● **WHAT NEEDS TO BE DONE**
Pull each line holding "draw" out of the entries below.

[Front-end source files]
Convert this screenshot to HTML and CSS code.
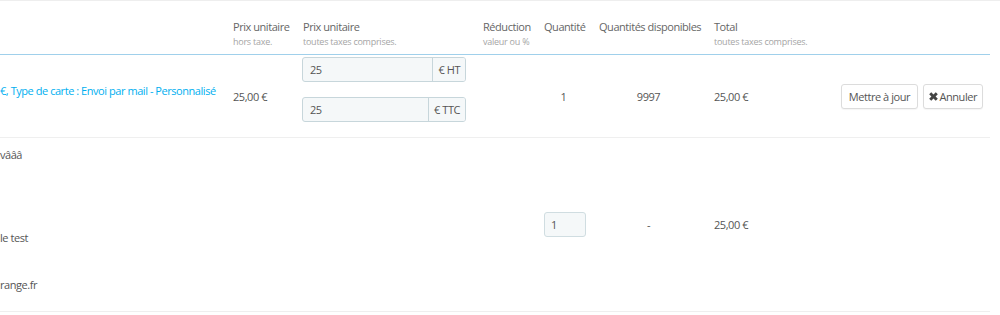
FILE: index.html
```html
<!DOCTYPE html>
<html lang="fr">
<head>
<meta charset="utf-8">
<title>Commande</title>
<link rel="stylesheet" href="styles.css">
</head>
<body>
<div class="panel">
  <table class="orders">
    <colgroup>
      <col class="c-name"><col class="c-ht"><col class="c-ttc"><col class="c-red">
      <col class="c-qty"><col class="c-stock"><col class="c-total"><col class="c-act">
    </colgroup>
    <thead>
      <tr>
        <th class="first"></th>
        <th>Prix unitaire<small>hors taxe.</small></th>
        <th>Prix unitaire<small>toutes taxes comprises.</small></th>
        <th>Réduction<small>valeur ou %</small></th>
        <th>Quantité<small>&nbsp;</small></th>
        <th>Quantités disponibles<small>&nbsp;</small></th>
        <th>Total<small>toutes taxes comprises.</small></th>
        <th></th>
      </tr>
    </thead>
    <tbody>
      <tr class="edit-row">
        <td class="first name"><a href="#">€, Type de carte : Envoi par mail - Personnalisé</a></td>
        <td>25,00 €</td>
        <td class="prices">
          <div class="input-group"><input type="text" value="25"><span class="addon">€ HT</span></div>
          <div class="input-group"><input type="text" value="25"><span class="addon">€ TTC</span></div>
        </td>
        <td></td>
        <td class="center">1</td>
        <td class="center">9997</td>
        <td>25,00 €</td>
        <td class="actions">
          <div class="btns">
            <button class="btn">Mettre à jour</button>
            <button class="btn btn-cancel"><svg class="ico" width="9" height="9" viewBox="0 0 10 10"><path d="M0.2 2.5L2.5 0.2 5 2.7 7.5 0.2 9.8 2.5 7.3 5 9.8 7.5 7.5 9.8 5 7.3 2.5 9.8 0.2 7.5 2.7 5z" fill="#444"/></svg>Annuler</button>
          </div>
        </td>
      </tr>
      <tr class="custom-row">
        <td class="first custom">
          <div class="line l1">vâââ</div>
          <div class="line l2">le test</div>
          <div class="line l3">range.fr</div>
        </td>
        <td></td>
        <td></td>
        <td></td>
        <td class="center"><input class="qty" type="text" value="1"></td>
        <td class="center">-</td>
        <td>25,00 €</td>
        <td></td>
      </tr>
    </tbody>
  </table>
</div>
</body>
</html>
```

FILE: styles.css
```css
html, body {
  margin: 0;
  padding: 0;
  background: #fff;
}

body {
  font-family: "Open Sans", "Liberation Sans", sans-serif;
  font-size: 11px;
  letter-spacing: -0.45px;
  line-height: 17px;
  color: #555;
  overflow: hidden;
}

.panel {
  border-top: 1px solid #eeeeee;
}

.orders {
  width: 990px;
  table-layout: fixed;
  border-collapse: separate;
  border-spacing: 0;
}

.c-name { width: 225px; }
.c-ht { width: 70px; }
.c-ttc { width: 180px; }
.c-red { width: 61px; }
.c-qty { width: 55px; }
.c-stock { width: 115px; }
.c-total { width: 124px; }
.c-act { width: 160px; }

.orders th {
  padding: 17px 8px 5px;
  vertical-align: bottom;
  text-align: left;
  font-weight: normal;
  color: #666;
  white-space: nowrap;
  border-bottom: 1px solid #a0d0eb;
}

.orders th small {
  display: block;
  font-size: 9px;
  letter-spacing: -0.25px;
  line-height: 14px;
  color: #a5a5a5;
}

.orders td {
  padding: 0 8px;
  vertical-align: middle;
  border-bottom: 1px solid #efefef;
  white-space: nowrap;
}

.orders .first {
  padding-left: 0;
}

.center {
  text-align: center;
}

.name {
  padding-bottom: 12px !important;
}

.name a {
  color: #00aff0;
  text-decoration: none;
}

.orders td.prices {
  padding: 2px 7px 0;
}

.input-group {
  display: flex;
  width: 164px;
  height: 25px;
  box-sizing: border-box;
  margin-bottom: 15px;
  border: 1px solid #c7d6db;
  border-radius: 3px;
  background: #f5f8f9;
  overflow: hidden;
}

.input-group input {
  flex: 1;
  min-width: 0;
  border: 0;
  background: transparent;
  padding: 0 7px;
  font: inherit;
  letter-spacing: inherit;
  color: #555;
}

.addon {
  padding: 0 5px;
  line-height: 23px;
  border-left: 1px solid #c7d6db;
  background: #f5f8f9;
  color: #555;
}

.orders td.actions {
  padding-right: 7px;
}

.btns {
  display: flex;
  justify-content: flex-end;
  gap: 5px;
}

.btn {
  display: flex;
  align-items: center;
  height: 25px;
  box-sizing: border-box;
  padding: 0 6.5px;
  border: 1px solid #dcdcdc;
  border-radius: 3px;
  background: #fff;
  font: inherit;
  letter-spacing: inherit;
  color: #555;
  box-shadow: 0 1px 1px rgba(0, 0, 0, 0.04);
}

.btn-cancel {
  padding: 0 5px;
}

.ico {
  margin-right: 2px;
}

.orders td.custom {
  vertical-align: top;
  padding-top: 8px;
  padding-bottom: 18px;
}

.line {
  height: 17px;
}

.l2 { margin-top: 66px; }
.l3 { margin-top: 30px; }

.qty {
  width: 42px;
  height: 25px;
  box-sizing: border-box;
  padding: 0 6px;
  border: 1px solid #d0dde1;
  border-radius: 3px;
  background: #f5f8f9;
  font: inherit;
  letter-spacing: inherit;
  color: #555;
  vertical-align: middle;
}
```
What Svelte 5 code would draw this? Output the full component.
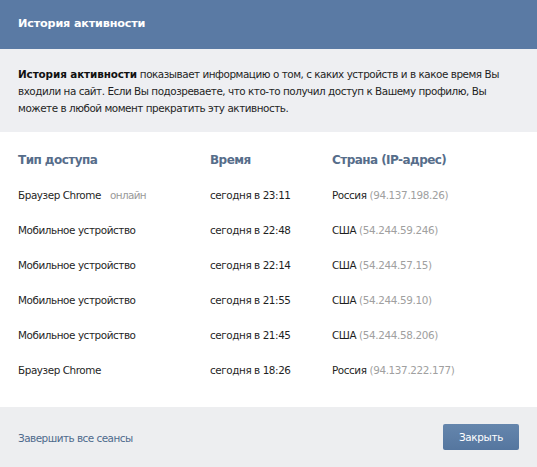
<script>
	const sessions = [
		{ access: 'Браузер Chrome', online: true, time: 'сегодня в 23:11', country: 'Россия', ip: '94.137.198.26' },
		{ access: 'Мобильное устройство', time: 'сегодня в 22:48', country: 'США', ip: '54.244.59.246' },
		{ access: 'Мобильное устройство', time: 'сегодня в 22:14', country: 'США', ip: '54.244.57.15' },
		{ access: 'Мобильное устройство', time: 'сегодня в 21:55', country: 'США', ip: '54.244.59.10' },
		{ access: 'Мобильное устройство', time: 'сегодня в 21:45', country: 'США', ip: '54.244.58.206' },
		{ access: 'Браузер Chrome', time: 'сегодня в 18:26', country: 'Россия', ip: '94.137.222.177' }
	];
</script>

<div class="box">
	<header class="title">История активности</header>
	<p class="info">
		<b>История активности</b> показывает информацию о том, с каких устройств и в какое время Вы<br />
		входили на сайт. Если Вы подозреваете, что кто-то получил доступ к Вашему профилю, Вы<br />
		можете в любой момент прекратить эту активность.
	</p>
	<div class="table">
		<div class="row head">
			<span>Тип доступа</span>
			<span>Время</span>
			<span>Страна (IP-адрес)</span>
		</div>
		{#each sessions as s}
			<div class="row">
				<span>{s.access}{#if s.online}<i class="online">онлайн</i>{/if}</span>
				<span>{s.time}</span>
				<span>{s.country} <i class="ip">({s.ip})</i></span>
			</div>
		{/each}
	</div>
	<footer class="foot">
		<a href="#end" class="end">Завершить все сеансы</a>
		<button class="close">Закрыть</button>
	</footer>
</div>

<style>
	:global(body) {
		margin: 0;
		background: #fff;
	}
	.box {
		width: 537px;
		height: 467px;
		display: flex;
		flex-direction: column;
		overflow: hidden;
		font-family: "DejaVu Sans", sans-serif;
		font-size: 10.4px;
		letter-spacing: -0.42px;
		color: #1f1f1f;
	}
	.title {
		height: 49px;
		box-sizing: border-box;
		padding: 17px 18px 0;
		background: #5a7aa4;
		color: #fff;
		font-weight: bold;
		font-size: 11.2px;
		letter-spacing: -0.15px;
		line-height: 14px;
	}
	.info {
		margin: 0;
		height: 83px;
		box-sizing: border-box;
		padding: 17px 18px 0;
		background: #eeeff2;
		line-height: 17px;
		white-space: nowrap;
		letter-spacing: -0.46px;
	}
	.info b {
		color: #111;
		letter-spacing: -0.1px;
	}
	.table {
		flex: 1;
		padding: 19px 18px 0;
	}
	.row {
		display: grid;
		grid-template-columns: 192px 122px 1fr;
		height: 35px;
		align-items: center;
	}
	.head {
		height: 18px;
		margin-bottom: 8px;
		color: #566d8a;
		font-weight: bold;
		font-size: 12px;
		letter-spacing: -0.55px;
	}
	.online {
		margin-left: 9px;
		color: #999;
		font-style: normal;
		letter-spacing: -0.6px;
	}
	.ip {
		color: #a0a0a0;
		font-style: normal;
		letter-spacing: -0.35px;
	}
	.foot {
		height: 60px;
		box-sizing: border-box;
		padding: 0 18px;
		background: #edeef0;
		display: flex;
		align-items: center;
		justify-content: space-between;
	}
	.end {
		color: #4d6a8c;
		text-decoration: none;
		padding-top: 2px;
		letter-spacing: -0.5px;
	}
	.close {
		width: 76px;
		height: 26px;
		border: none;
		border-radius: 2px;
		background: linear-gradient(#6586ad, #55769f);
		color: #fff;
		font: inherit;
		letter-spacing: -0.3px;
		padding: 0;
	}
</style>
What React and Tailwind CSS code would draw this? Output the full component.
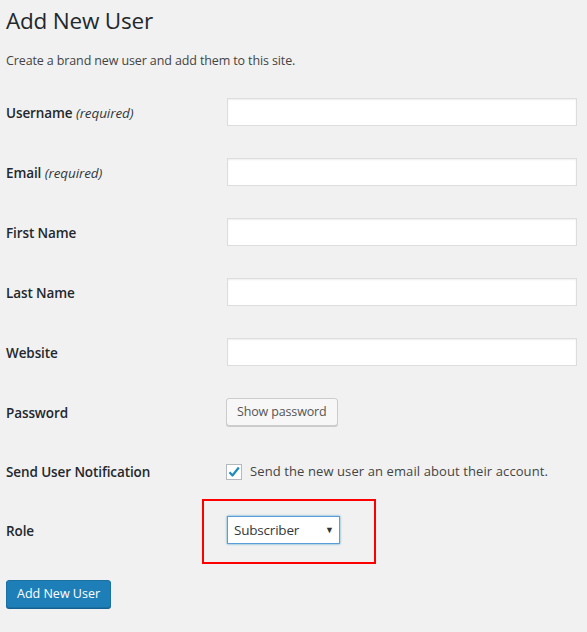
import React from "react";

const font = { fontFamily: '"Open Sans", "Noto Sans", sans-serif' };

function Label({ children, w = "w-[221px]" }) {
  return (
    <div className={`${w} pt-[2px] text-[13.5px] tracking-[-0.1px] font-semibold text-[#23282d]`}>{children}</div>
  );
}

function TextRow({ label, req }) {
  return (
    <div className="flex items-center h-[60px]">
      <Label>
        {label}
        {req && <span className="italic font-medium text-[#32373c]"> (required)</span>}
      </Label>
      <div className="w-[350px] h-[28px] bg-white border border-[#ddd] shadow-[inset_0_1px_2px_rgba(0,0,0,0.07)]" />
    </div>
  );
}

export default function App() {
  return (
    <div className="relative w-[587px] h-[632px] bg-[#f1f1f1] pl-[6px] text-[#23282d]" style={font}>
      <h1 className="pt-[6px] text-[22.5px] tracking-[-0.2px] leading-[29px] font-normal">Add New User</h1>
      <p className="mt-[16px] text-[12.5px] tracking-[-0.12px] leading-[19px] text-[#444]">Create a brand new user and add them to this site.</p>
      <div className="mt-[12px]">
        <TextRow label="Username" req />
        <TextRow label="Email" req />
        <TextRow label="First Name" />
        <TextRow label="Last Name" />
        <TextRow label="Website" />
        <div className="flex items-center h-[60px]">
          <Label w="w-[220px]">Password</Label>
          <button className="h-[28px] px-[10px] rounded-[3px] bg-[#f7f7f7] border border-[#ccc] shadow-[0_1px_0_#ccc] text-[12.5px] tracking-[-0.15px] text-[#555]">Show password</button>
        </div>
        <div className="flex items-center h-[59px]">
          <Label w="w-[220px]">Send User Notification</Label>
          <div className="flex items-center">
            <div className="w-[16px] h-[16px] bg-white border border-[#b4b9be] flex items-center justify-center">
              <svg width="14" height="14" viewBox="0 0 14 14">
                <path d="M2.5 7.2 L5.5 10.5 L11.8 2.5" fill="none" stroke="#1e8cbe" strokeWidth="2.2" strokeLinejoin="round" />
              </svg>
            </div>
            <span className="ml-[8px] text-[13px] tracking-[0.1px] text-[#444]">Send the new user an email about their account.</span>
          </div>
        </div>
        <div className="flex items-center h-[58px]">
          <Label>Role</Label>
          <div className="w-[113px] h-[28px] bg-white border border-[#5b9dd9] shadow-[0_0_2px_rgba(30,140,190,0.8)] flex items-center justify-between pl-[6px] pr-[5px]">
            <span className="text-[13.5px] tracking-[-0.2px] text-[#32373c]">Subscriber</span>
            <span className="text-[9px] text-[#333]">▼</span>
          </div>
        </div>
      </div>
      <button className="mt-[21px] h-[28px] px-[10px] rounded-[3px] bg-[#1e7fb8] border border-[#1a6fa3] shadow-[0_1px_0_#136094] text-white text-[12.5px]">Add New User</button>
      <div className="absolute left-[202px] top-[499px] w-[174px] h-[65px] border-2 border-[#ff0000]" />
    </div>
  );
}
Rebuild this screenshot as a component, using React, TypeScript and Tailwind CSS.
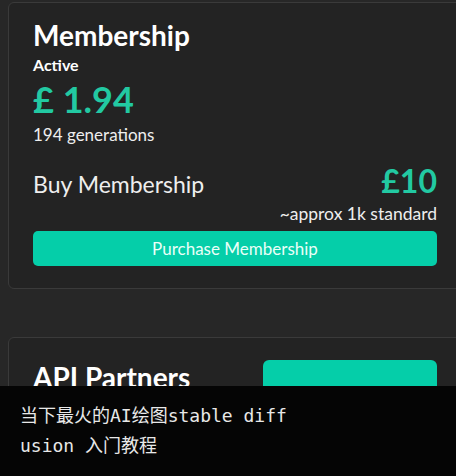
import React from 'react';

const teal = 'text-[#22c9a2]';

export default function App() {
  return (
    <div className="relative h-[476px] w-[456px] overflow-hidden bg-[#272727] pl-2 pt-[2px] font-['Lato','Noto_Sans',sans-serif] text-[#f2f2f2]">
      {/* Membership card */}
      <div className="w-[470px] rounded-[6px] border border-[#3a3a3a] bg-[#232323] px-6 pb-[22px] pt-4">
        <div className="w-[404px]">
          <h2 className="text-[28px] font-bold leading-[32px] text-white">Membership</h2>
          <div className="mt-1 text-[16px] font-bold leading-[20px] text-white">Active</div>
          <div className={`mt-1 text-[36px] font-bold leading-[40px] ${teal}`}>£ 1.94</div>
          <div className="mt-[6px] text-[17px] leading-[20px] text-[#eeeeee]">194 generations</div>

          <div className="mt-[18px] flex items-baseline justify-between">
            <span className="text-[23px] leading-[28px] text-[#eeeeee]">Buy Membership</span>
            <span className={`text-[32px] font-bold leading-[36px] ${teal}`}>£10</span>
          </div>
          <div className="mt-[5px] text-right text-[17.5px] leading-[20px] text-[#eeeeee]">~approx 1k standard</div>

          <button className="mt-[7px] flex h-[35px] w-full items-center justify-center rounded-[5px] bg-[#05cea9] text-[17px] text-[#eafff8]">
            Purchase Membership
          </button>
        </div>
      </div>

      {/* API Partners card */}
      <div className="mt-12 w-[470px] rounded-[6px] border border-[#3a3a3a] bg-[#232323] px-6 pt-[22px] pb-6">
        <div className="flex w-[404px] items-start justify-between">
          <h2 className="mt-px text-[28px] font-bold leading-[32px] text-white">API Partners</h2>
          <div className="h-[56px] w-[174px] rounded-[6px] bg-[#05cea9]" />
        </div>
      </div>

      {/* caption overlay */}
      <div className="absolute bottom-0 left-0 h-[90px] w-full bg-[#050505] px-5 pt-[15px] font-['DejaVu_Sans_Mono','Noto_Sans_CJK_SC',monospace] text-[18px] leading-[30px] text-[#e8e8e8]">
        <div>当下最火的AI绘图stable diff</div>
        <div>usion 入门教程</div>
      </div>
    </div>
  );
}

● **WRITTEN SOLUTION**
What Svelte 5 code would draw this? Output the full component.
What React and Tailwind CSS code would draw this? Output the full component.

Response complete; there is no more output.